Because the workflow has flipped. When 65 to 75% of new code is AI-generated, the bottleneck moves from drafting to approval, and approval skill compounds with review reps, not seat-time. LinkedIn titles like "Software Engineer III" were already a weak proxy for code-writing skill. They are a worse proxy for code-reviewing skill, which is exactly what every Fortune 500 trying to copy Google's workflow now needs. The 12-month GitHub activity heatmap, CODEOWNERS membership, and review comment quality are all public and queryable.

How do I source former Snap engineers without burning the relationship?

Move quickly and lead with specifics. Snap cut roughly 1,000 people on April 15, 2026, and the cohort includes ML engineers, data scientists, distinguished engineers, and directors. The most credible outreach references the specific repos or systems they touched, not generic "I saw you were impacted" language. The window before competitors absorb them is short, measured in weeks. Cross-reference public layoff lists with GitHub activity to find engineers who shipped at a 65% AI code ratio and who are now reachable.

What if a strong reviewer has a private GitHub history?

Then you use the surrounding signal. Co-authorship on public commits, conference talks, blog posts on review practice, OSS issue threads, internal documents that leaked into public repos by accident, and second-degree references from CODEOWNERS lists of repos they likely contributed to. A meaningful share of strong reviewers will have at least some public surface area, even if their day-job repos are private. Refolk's value here is combining the public surface area across GitHub, LinkedIn, and the open web into a single ranked answer.

Does this mean junior engineers are no longer worth hiring?

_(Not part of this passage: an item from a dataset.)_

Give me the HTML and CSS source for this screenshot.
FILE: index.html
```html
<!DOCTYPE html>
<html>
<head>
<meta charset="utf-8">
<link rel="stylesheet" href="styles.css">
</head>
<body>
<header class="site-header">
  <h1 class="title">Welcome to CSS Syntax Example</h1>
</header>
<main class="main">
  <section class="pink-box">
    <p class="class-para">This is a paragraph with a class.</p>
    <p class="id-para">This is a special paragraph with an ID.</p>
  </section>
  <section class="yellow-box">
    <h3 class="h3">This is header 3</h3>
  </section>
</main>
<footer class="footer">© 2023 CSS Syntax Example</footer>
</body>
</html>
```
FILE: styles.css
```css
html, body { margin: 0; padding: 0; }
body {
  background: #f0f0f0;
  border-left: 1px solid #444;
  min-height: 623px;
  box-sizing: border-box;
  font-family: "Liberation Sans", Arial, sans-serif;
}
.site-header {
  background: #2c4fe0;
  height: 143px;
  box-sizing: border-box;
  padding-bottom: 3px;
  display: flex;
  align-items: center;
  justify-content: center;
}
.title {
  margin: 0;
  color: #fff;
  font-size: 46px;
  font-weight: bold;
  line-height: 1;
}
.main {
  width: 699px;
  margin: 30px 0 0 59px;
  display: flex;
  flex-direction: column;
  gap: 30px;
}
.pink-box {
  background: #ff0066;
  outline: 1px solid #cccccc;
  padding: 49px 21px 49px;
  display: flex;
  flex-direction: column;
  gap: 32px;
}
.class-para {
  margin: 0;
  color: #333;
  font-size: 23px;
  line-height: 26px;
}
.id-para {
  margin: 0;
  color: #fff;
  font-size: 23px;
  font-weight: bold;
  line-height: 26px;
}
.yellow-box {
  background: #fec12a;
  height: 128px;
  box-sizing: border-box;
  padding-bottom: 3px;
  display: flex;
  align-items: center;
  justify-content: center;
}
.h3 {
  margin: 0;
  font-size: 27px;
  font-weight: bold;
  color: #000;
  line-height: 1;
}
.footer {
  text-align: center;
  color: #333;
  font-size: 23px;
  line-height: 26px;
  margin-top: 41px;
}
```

No, but the path has narrowed. Stanford's AI Index shows employment for software developers ages 22 to 25 is down roughly 20% since 2024, which means the market has already partially repriced the "writes code from spec" profile. The juniors who will still be hired in 2026 are the ones who can demonstrate review-grade judgment early, often through serious OSS contributions to agent and codegen infrastructure. That is a higher bar than "graduated from a top CS program," and it is the one the market is now selecting on.